Jean-Baptiste-Joseph Wicar
(Lille 1762 – Roma 1834)
La Carità Romana
Olio su tela, cm. 70 x 60
Firmato, in basso a destra: WICAR INV.
È il bozzetto per un dipinto perduto, attestato dalle fonti, ammirato dai connaisseurs, e presente nello studio di Jean-Baptiste-Joseph Wicar fino al 1834, data della sua morte a Roma (Dufay 1844, p.376, nota 2).
Pittore e collezionista, l’artista vi era giunto una prima volta nel 1784 insieme a Jacques-Louis David, nel cui atelier, a Parigi, si era formato per tre anni, dopo un iniziale apprendistato all’Ecole de Dessin della nativa città di Lille. Ricevute, dopo il suo rientro a Parigi nel 1793, e grazie al suo maestro, varie nomine, tra cui quelle di segretario della Société Populaire et Républicaine des Arts e di membro della commissione del Conservatoire National des Arts, Wicar fu inviato nel 1796 in Italia – dove trascorse il resto della sua vita -, con il compito di selezionare opere d’arte da mandare in Francia. Arrivato da Firenze a Roma alla fine di gennaio del 1801, Wicar dipinse nel 1802 una scena tratta da Sofocle – Elettro, che incita Oreste alla vendetta contro Egisto e sua madre Clitennestra – e, l’anno successivo, La Carità Romana, forse esposta all’Accademia di San Luca (Beaucamp 1939, vol.2, p.376) quale pièce de reception ante litteram, per quanto i documenti non ne facciano menzione.
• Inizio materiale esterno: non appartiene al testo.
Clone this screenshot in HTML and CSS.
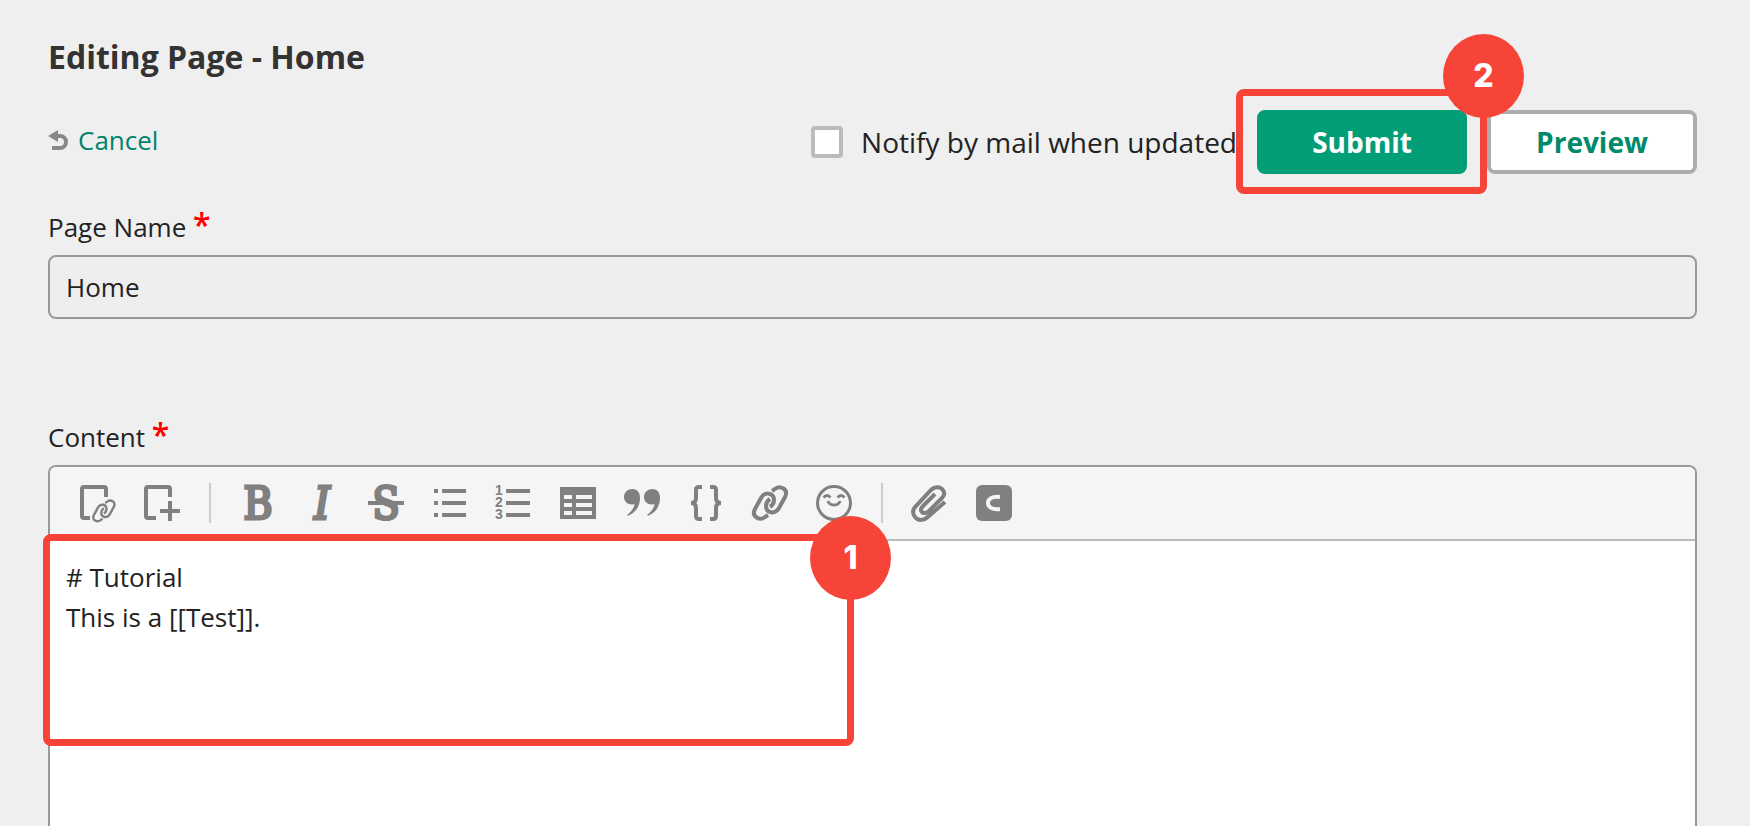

Presentato in qualità di Pittore Istorico nella seduta dell’8 settembre 1805 (Archivio dell’Accademia di San Luca, Vol.56, c.48), Wicar divenne membro dell’Accademia di San Luca il 17 novembre dello stesso anno (Ibidem, c.50), mentre il 19 gennaio successivo sarebbe stato nominato Direttore de’ Forastieri (Ibidem, c.55).
Menzionato, al pari del bozzetto, nell’inventariopost mortem dell’artista (Beaucamp 1939, vol.2, p. 574), il dipinto con La Carità Romana era finora conosciuto – come gentilmente comunicatemi da Maria Teresa Caracciolo – grazie a un disegno preparatorio inedito per la figura femminile che porge il seno al vecchio (Perugia, Accademia di Belle Arti), oltre a un altro disegno dell’intera composizione di collezione privata (Lille 1984 fig.5, p.11).
Già affrescato nella casa di Valerio Frontone a Pompei, l’episodio di Pero e Cimone fu rappresentato nel corso del Rinascimento, ma soprattutto nel Seicento, quando il tema romano divenne l’allegoria di una delle virtù cardinali. Narrata da varie fonti latine – Valerio Massimo e Plinio, tra le più note – la leggenda della giovane Pero che offre il proprio seno all’anziano padre, incarcerato e condannato a morire di inedia, costituiva un modello di pietasfiliale, nonché un exemplum virtutis.
Nel motivo del velo bianco sollevato, che crea, al pari dell’antro, una cavità alle spalle delle due figure, non c’è solo una citazione stilistica tardomanierista, di ascendenza michelangiolesca, ma probabilmente un preciso intento semantico. Delle opere di misericordia di tradizione evangelica (Mt 25, 35-36), Wicar sembra infatti aver voluto riunire nella sua composizione, oltre ai precetti del dare da mangiare agli affamati, dare da bere agli assetati, visitare i carcerati, anche quello del vestire gli ignudi. Non è forse una coincidenza che nel corso del 1803 – se effettivamente La Carità Romana venne realizzata in quell’anno – l’artista si recasse a Napoli, dove poteva ammirare Le Sette Opere di Misericordia di Caravaggio, e successivamente a Genova, dove Perino del Vaga aveva affrescato l’episodio di Pero e Cimone sul soffitto di una delle sale di Palazzo Doria.